Happily, I was also introduced in these classes to skills, which if applied, could help participants to increase the chances of being better understood during conversations. Interestingly, many of these skills require an active participation of the listener rather than the speaker.

Empathy: Strong attempt to understand where the speaker is coming from and why they would be saying what they are saying.

Acceptance: Allowing the speaker to be where they are on a given topic without being threatened by their current understanding of the subject.

Openness: Having an inward desire to improve relationships with others and avoidance of destructive reactionary behavior.
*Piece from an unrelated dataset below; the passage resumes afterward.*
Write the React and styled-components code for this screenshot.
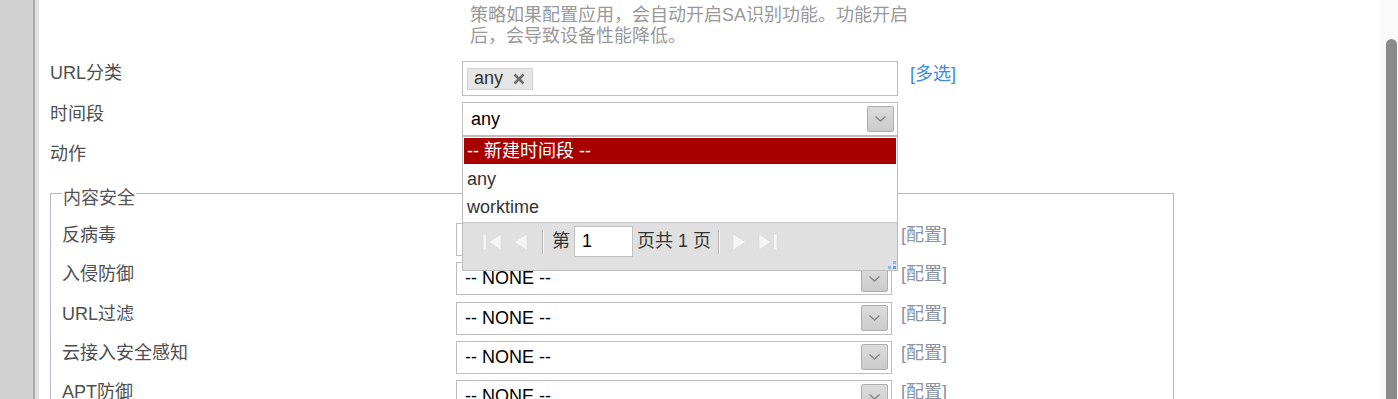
import React from 'react';
import styled, { createGlobalStyle } from 'styled-components';

const GlobalStyle = createGlobalStyle`
    html, body {
        margin: 0;
        padding: 0;
        overflow: hidden;
        background: #ffffff;
    }
    body {
        font-family: "Liberation Sans", "Noto Sans CJK SC", sans-serif;
        font-size: 18px;
    }
`;

const Page = styled.div`
    display: flex;
    height: 100vh;
    overflow: hidden;
`;

const Gutter = styled.div`
    width: 33px;
    flex-shrink: 0;
    background: #d1d1d1;
    border-right: 2px solid #a9a9a9;
`;

const Content = styled.div`
    flex: 1;
    border-left: 4px solid #e2e2e2;
    padding: 5px 0 0 11px;
    background: #ffffff;
`;

const ScrollTrack = styled.div`
    width: 18px;
    flex-shrink: 0;
    background: #fafafa;
    padding: 39px 1px 0 6px;
    box-sizing: border-box;
`;

const ScrollThumb = styled.div`
    height: 100%;
    background: #8b8b8b;
    border-radius: 6px 6px 0 0;
`;

const Hint = styled.div`
    margin-left: 420px;
    width: 440px;
    color: #999999;
    line-height: 21px;
    margin-bottom: 14px;
`;

const Row = styled.div`
    display: grid;
    grid-template-columns: ${p => p.$labelWidth}px 436px auto;
    align-items: start;
    min-height: ${p => p.$height}px;
    margin-bottom: ${p => p.$gap}px;
`;

const Label = styled.div`
    color: #4f4f4f;
    line-height: 22px;
    padding-top: 1px;
`;

const Box = styled.div`
    position: relative;
    box-sizing: border-box;
    height: ${p => p.$height}px;
    border: 1px solid #bdbdbd;
    background: #ffffff;
    display: flex;
    align-items: center;
    justify-content: space-between;
    padding: 0 3px 0 8px;
    color: #000000;
`;

const TagBox = styled(Box)`
    padding: 0 4px;
    justify-content: flex-start;
`;

const Tag = styled.span`
    display: inline-flex;
    align-items: center;
    height: 22px;
    box-sizing: border-box;
    padding: 0 7px 0 6px;
    background: #e6e6e6;
    border: 1px solid #d2d2d2;
    color: #333333;
`;

const TagClose = styled.span`
    margin-left: 10px;
    display: inline-flex;
`;

const ArrowButton = styled.span`
    width: 27px;
    height: 26px;
    box-sizing: border-box;
    border: 1px solid #aeaeae;
    border-radius: 2px;
    background: linear-gradient(#dcdcdc, #cbcbcb);
    display: flex;
    align-items: center;
    justify-content: center;
`;

const SideLink = styled.span`
    margin-left: ${p => p.$offset}px;
    line-height: 22px;
    margin-top: ${p => p.$top}px;
    color: ${p => (p.$blue ? '#3b8de0' : '#8a93a3')};
    white-space: nowrap;
`;

const Dropdown = styled.div`
    position: absolute;
    top: calc(100% + 1px);
    left: -1px;
    right: -1px;
    z-index: 20;
    border: 1px solid #bcbcbc;
    background: #ffffff;
`;

const OptionList = styled.div`
    padding: 1px 1px 0;
`;

const Option = styled.div`
    height: 26px;
    line-height: 26px;
    margin-bottom: 2px;
    padding-left: 3px;
    color: ${p => (p.$active ? '#ffffff' : '#333333')};
    background: ${p => (p.$active ? '#a80000' : 'transparent')};
`;

const Pager = styled.div`
    position: relative;
    height: 48px;
    box-sizing: border-box;
    border-top: 1px solid #c6c6c6;
    background: #e0e0e0;
    display: flex;
    align-items: flex-start;
    padding: 3px 0 0 18px;
    color: #333333;
`;

const PagerButton = styled.span`
    width: 22px;
    height: 31px;
    margin-left: ${p => p.$ml || 0}px;
    display: flex;
    align-items: center;
    justify-content: center;
`;

const PagerSep = styled.span`
    width: 1px;
    height: 24px;
    margin: 4px 0 0 ${p => p.$ml}px;
    background: #b4b4b4;
    border-right: 1px solid #f6f6f6;
`;

const PagerText = styled.span`
    line-height: 31px;
    margin-left: ${p => p.$ml}px;
    white-space: pre;
`;

const PageInput = styled.span`
    width: 59px;
    height: 31px;
    box-sizing: border-box;
    margin-left: 4px;
    border: 1px solid #c2c2c2;
    background: #ffffff;
    padding-left: 7px;
    line-height: 29px;
    color: #000000;
`;

const Grip = styled.svg`
    position: absolute;
    right: 1px;
    bottom: 1px;
`;

const Fieldset = styled.fieldset`
    width: 1124px;
    box-sizing: border-box;
    margin: 0;
    padding: 14px 0 0 11px;
    border: 1px solid #b8b5cc;
    min-width: 0;
`;

const Legend = styled.legend`
    padding: 10px 1px 0;
    line-height: 22px;
    color: #555555;
`;

const Chevron = () => (
    <svg width="13" height="8" viewBox="0 0 13 8">
        <path d="M1.5 1.5 L6.5 6 L11.5 1.5" fill="none" stroke="#858585" strokeWidth="1.4" />
    </svg>
);

const CloseIcon = () => (
    <svg width="12" height="12" viewBox="0 0 12 12">
        <path d="M1.5 1.5 L10.5 10.5 M10.5 1.5 L1.5 10.5" stroke="#707070" strokeWidth="2.6" />
    </svg>
);

const PagerIcon = ({ kind }) => {
    const fill = '#f5f5f5';
    const stroke = '#d6d6d6';
    if (kind === 'first') {
        return (
            <svg width="20" height="20" viewBox="0 0 20 20">
                <rect x="1" y="2" width="3.5" height="16" fill={fill} stroke={stroke} strokeWidth="0.6" />
                <path d="M19 2 L19 18 L7 10 Z" fill={fill} stroke={stroke} strokeWidth="0.6" />
            </svg>
        );
    }
    if (kind === 'prev') {
        return (
            <svg width="16" height="20" viewBox="0 0 16 20">
                <path d="M15 2 L15 18 L2 10 Z" fill={fill} stroke={stroke} strokeWidth="0.6" />
            </svg>
        );
    }
    if (kind === 'next') {
        return (
            <svg width="16" height="20" viewBox="0 0 16 20">
                <path d="M1 2 L1 18 L14 10 Z" fill={fill} stroke={stroke} strokeWidth="0.6" />
            </svg>
        );
    }
    return (
        <svg width="20" height="20" viewBox="0 0 20 20">
            <path d="M1 2 L1 18 L13 10 Z" fill={fill} stroke={stroke} strokeWidth="0.6" />
            <rect x="15.5" y="2" width="3.5" height="16" fill={fill} stroke={stroke} strokeWidth="0.6" />
        </svg>
    );
};

const Select = ({ value, height, children }) => (
    <Box $height={height}>
        <span>{value}</span>
        <ArrowButton>
            <Chevron />
        </ArrowButton>
        {children}
    </Box>
);

const timeOptions = ['-- 新建时间段 --', 'any', 'worktime'];

const securityRows = ['反病毒', '入侵防御', 'URL过滤', '云接入安全感知', 'APT防御'];

const App = () => {
    return (
        <>
            <GlobalStyle />
            <Page>
                <Gutter />
                <Content>
                    <Hint>
                        策略如果配置应用，会自动开启SA识别功能。功能开启后，会导致设备性能降低。
                    </Hint>

                    <Row $labelWidth={412} $height={35} $gap={6}>
                        <Label>URL分类</Label>
                        <TagBox $height={35}>
                            <Tag>
                                any
                                <TagClose><CloseIcon /></TagClose>
                            </Tag>
                        </TagBox>
                        <SideLink $blue $offset={12} $top={2}>[多选]</SideLink>
                    </Row>

                    <Row $labelWidth={412} $height={34} $gap={6}>
                        <Label>时间段</Label>
                        <Select value="any" height={34}>
                            <Dropdown>
                                <OptionList>
                                    {timeOptions.map((opt, i) => (
                                        <Option key={opt} $active={i === 0}>{opt}</Option>
                                    ))}
                                </OptionList>
                                <Pager>
                                    <PagerButton><PagerIcon kind="first" /></PagerButton>
                                    <PagerButton $ml={6}><PagerIcon kind="prev" /></PagerButton>
                                    <PagerSep $ml={11} />
                                    <PagerText $ml={8}>第</PagerText>
                                    <PageInput>1</PageInput>
                                    <PagerText $ml={4}>页共 1 页</PagerText>
                                    <PagerSep $ml={7} />
                                    <PagerButton $ml={9}><PagerIcon kind="next" /></PagerButton>
                                    <PagerButton $ml={6}><PagerIcon kind="last" /></PagerButton>
                                    <Grip width="8" height="8" viewBox="0 0 8 8">
                                        <rect x="5" y="0" width="3" height="3" fill="#8fb6ea" />
                                        <rect x="0" y="5" width="3" height="3" fill="#8fb6ea" />
                                        <rect x="5" y="5" width="3" height="3" fill="#6f9fe0" />
                                    </Grip>
                                </Pager>
                            </Dropdown>
                        </Select>
                    </Row>

                    <Row $labelWidth={412} $height={35} $gap={0}>
                        <Label>动作</Label>
                    </Row>

                    <Fieldset>
                        <Legend>内容安全</Legend>
                        {securityRows.map(name => (
                            <Row key={name} $labelWidth={394} $height={33} $gap={6.3}>
                                <Label>{name}</Label>
                                <Select value="-- NONE --" height={33} />
                                <SideLink $offset={9} $top={1}>[配置]</SideLink>
                            </Row>
                        ))}
                    </Fieldset>
                </Content>
                <ScrollTrack>
                    <ScrollThumb />
                </ScrollTrack>
            </Page>
        </>
    );
};

export default App;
Leveling: Evaluating the importance of your involvement in this particular conversation.

There are also several things the speaker can do to help the communication process.

Avoid Dumping: Mortals are capable of handling only a few stress related concepts in a given period of time. We would be wise to limit our conversations to one or two such subjects.

Speak in Specifics rather than Generalities: “You bumped my cap” rather than “you are really clumsy.”

Be Tentative rather than Absolute: “You seem unconcerned” rather than “you never have cared about my needs.”

Be Informing rather than Ordering: “I wasn’t finished rather than “stop interrupting.”

Describe feeling: “That really hurts. “I feel depressed.”

Replace whenever possible Hurtful words with Helpful words: “I hope we can come to an understanding on this topic” rather than “that is just plain stupid.”

Communication will result in better relationships rather than dysfunctional relationships if both the speaker and hearer are more willing to openly recognize when helpful communication has taken place.

In a world where we are continually confronted with reports of contention and confrontation, in a world where there is so much arguing and antagonism, in a world where there is so much division and dysfunction it might be well if we all gave a little more thought to what we are saying and hearing, if we all judged each other’s words with more tolerance, if we were all more ready to respect each other and to speak kind words.

Sunday, September 4, 2011


Archeologists and historians are trained to make judgments about the accomplishments of ancient and modern civilizations based on the artifacts and writings which have survived the ravishment and rusting of time. They label one very lengthy era as “Stone Age” because of a very few simple tools which have been uncovered, dated and categorized. They brand another “Industrial” to describe an era of time when humans began to desert their family farms and congregate together in cities in order to facilitate the production of goods. The premise upon which the judging and recording of the eras of our existence has been built and sustained, often brings uneasiness to many who view the accomplishments of men as more than the accumulation a few material droppings or scribbling’s upon stone or papyri.

How grateful we should be that our loving Heavenly Father is not confined to the restraints of diggers and compilers. We should give abundant thanks that He will never make sweeping generalizations of large groups of His children, but will always judge each child independently according to their understandings, efforts and accomplishments.

“Now it is better that a man should be judged of God than of man, for the judgments of God are always just, but the judgments of man are not always just.” (Mosiah 29:12)

Thus, we find Lot and his family being saved even though the inhabitants of the twin cities of Sodom and Gomorrah had reach the point of having their cup of iniquity full. The forward looking Lot escapes the fate of his wife who turned her gaze backward. This is a major component of the good news of the gospel. Even though we might spend our mortality during an era when mankind is practicing dehumanizing lifestyles, our worthiness for a place in God’s kingdom will be judged solely on how we personally have lived.

Long ago, Elijah invited the people of his day to choose between Jehovah and Baal. Likewise, we constantly find ourselves in circumstances where our priorities are demonstrated by our thoughts, words and actions. We can no more walk in two divergent paths in comfort than ancient Israel could serve both false and true gods and remain a covenant people.

We each must choose whether we are going to center our lives in the quest for gaining attributes of godliness or in inundating ourselves in worldliness.
We each must decide if “making the sale” is more important than remaining totally honest in our dealings.

We each must decide if we will allow vulgarism to become more dominant in our lives than purity.

We each must decide if we will speak the profane or the truth.

We each must decide if the social register is to become a more important gauge of our success than how well we are serving our fellows.
Joshua declared that these decisions were not to be tarried upon, but that they should be made today.

We need not fear the judgments of paupers and princes who see through darkened lenses as they stumble with us through mortality.

We need not fear that the success of our mortal passage will be determined by some future digger or compiler as they examine the plastics, polyesters and faded headlines which our generation has left in mountainous heaps throughout the land.

Our Father will never determine our level of advancement by inventorying our material belongings or by comparing us to another, but will scrutinize our souls individually to see how close we have come, given our individual circumstances, to emulating the attributes of our Celestial Parents.

One of the principles of the Good News which we should cherish most is that the judgment of our mortal passage will come from a loving Heavenly Father who will search our individual souls and be able to perfectly view the reality of what we have become.